No. XT is a tested value, not a calculated one. It depends on the internal geometry, surface finish, and even the Reynolds number at the test condition. You can estimate it from valve type and port geometry, but the estimate could be off by 20%. That's too much risk for a critical application. Always demand the tested XT from the manufacturer. If they won't provide it, walk away.

What happens if I ignore the XT factor for a gas valve?

You will undersize the valve. The flow coefficient you calculate without considering choking will be too low. The installed valve will not pass the required flow at the available pressure drop. You'll end up with a process bottleneck. In severe cases, you can get erosion from high velocity or noise that violates OSHA limits. I've seen a valve incorrectly sized this way cause a pressure relief valve to lift. That's a dangerous, expensive mistake.

How do I find the XT value on a typical datasheet?

Look for a section titled 'Pressure Recovery Factors' or 'Hydraulic Characteristics.' It might be a small table near the back. The values are often listed as FL (for liquids) and XT (for gases). If you see only FL and no XT, the manufacturer might assume you're only using the valve for liquid. For gas service, that datasheet is incomplete. Call them and ask for the XT value specifically for your trim size and travel.

Is the flow coefficient accurate for viscous fluids?

No.
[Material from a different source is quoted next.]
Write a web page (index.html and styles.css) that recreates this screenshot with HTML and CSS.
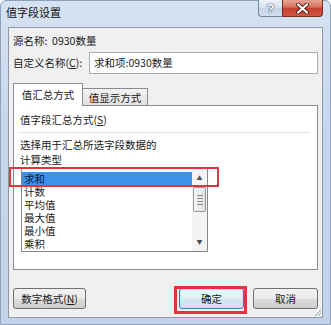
FILE: index.html
```html
<!DOCTYPE html>
<html lang="zh-CN">
<head>
    <meta charset="UTF-8">
    <title>值字段设置</title>
    <link rel="stylesheet" href="styles.css">
</head>
<body>
    <div class="window">
        <div class="titlebar">
            <span class="title">值字段设置</span>
            <div class="caption-btns">
                <span class="cap-btn help">?</span>
                <span class="cap-btn close">
                    <svg width="13" height="11" viewBox="0 0 13 11">
                        <path d="M2 1.5 L11 9.5 M11 1.5 L2 9.5" stroke="#5a1810" stroke-width="4" stroke-linecap="round"/>
                        <path d="M2 1.5 L11 9.5 M11 1.5 L2 9.5" stroke="#fff" stroke-width="2.2" stroke-linecap="round"/>
                    </svg>
                </span>
            </div>
        </div>

        <div class="client">
            <div class="row source">源名称:&nbsp; 0930数量</div>
            <div class="row custom">
                <label class="field-label">自定义名称(<u>C</u>):</label>
                <div class="textbox">求和项:0930数量</div>
            </div>

            <div class="tabs">
                <div class="tab active">值汇总方式</div>
                <div class="tab">值显示方式</div>
            </div>

            <div class="panel">
                <div class="group-title">值字段汇总方式(<u>S</u>)</div>
                <div class="sep"></div>
                <div class="hint">选择用于汇总所选字段数据的<br>计算类型</div>
                <div class="list-wrap">
                    <div class="listbox">
                        <ul class="items">
                            <li class="selected">求和</li>
                            <li>计数</li>
                            <li>平均值</li>
                            <li>最大值</li>
                            <li>最小值</li>
                            <li>乘积</li>
                        </ul>
                        <div class="scrollbar">
                            <span class="arrow">&#9650;</span>
                            <div class="thumb"><i></i><i></i><i></i><i></i></div>
                            <span class="arrow down">&#9660;</span>
                        </div>
                    </div>
                    <div class="mark mark-list"></div>
                </div>
            </div>

            <div class="buttons">
                <button class="btn btn-format">数字格式(<u>N</u>)</button>
                <div class="ok-wrap">
                    <button class="btn default">确定</button>
                    <div class="mark mark-ok"></div>
                </div>
                <button class="btn">取消</button>
            </div>

            <svg class="grip" width="10" height="10" viewBox="0 0 10 10">
                <path d="M9 3 L3 9 M9 6 L6 9" stroke="#9aa6b4" stroke-width="1"/>
            </svg>
        </div>
    </div>
</body>
</html>
```

FILE: styles.css
```css
body {
    margin: 0;
    font-family: "Noto Sans CJK SC", "Liberation Sans", sans-serif;
    font-size: 10.5px;
    color: #1a1a1a;
    background: #fff;
}
.window {
    width: 331px;
    height: 325px;
    box-sizing: border-box;
    border: 1px solid #8ea2bc;
    border-radius: 6px 6px 0 0;
    background: linear-gradient(180deg, #d6e2f0 0%, #c6d7ec 40%, #c2d4ea 100%);
    display: flex;
    flex-direction: column;
}
.titlebar {
    height: 26px;
    display: flex;
    align-items: flex-start;
}
.title {
    padding-left: 5px;
    font-size: 11px;
    line-height: 22px;
    color: #111;
}
.caption-btns {
    margin-left: auto;
    margin-right: 7px;
    margin-top: -1px;
    display: flex;
}
.cap-btn {
    height: 17px;
    box-sizing: border-box;
    display: flex;
    align-items: center;
    justify-content: center;
    border: 1px solid #6f84a0;
    border-top: none;
}
.help {
    width: 24px;
    border-right: none;
    border-radius: 0 0 0 4px;
    background: linear-gradient(180deg, #eef3f9 0%, #d5e0ee 50%, #c3d2e6 51%, #d4e0ee 100%);
    color: #fff;
    font-family: "Liberation Sans", sans-serif;
    font-weight: bold;
    font-size: 13px;
    text-shadow: 0 0 1px #3c4b60, 0 0 1px #3c4b60, 0 0 1px #3c4b60;
}
.close {
    width: 41px;
    border-color: #7a2a20;
    border-radius: 0 0 4px 0;
    background: linear-gradient(180deg, #e9a597 0%, #d6705f 45%, #c7402f 50%, #d2553f 100%);
}
.client {
    position: relative;
    flex: 1;
    margin: 0 7px 6px 7px;
    background: #f0f0f0;
    border: 1px solid #8d99a8;
    padding: 0 4px;
    display: flex;
    flex-direction: column;
}
.row {
    display: flex;
    align-items: center;
}
.source {
    margin-top: 5px;
    height: 16px;
    line-height: 16px;
}
.custom {
    margin-top: 3px;
    height: 22px;
}
.field-label {
    width: 76px;
    flex-shrink: 0;
    white-space: nowrap;
    line-height: 16px;
}
.textbox {
    flex: 1;
    height: 22px;
    box-sizing: border-box;
    border: 1px solid #abadb3;
    background: #fff;
    padding-left: 4px;
    line-height: 20px;
}
.tabs {
    margin-top: 9px;
    height: 22px;
    display: flex;
    align-items: flex-end;
}
.tab {
    box-sizing: border-box;
    border: 1px solid #898c95;
    border-bottom: none;
    text-align: center;
}
.tab.active {
    width: 70px;
    height: 23px;
    margin-bottom: -1px;
    line-height: 21px;
    background: #fff;
    position: relative;
    z-index: 1;
}
.tab:not(.active) {
    width: 65px;
    height: 17px;
    border-left: none;
    line-height: 17px;
    background: linear-gradient(180deg, #f2f2f2, #e2e2e2);
}
.panel {
    height: 165px;
    box-sizing: border-box;
    border: 1px solid #898c95;
    background: #fff;
    padding: 0 7px 0 6px;
}
.group-title {
    margin-top: 6px;
    line-height: 16px;
}
.sep {
    margin-top: 4px;
    height: 1px;
    background: #dfe3e8;
}
.hint {
    margin-top: 4px;
    line-height: 15px;
}
.list-wrap {
    position: relative;
    margin-top: 1px;
    margin-left: 1px;
    width: 187px;
}
.listbox {
    height: 84px;
    box-sizing: border-box;
    border: 1px solid #828790;
    display: flex;
}
.items {
    flex: 1;
    list-style: none;
    margin: 0;
    padding: 3px 0 0 0;
}
.items li {
    height: 13px;
    line-height: 13px;
    padding-left: 2px;
}
.items li.selected {
    background: #3b93e8;
    color: #0c1a40;
}
.scrollbar {
    width: 15px;
    background: #f4f4f4;
    display: flex;
    flex-direction: column;
    align-items: center;
}
.arrow {
    font-size: 6px;
    line-height: 8px;
    color: #4d4d4d;
    margin-top: 5px;
}
.arrow.down {
    margin-top: auto;
    margin-bottom: 5px;
}
.thumb {
    margin-top: 5px;
    width: 13px;
    height: 25px;
    box-sizing: border-box;
    border: 1px solid #979797;
    border-radius: 2px;
    background: linear-gradient(90deg, #f4f4f4, #e3e3e3);
    display: flex;
    flex-direction: column;
    align-items: center;
    justify-content: center;
    gap: 2px;
}
.thumb i {
    display: block;
    width: 6px;
    height: 1px;
    background: #8a8a8a;
}
.mark {
    position: absolute;
    box-sizing: border-box;
    border: 2px solid #e1343e;
    pointer-events: none;
}
.mark-list {
    left: -12px;
    top: -1px;
    width: 210px;
    height: 20px;
}
.buttons {
    margin-top: 18px;
    display: flex;
    align-items: center;
}
.btn {
    height: 21px;
    width: 65px;
    box-sizing: border-box;
    border: 1px solid #707070;
    border-radius: 3px;
    background: linear-gradient(180deg, #f2f2f2 0%, #ebebeb 50%, #dddddd 51%, #cfcfcf 100%);
    font-family: inherit;
    font-size: 10.5px;
    color: #1a1a1a;
    padding: 0;
    line-height: 19px;
}
.btn-format {
    width: 73px;
}
.ok-wrap {
    position: relative;
    margin-left: auto;
    margin-right: 9px;
    display: flex;
}
.btn.default {
    border-color: #3c7fb1;
    box-shadow: inset 0 0 0 1px #c4e3f6;
    background: linear-gradient(180deg, #f0f6fb 0%, #e4eef7 50%, #d5e5f2 51%, #cfe0ef 100%);
}
.mark-ok {
    left: -5px;
    top: -2px;
    width: 73px;
    height: 28px;
    border-width: 3px;
}
.grip {
    position: absolute;
    right: 0;
    bottom: 0;
}
```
The published flow coefficient is tested with water. For viscous fluids above 100 SUS, you need to apply a viscosity correction factor. This factor is often listed in the same section as the XT data. The correction reduces the effective Cv. If you skip this step, your valve will be undersized. A good rule of thumb is to divide the water Cv by 1.5 for heavy lube oils. That gives you a rough starting point, but always do the full calculation using the manufacturer's method.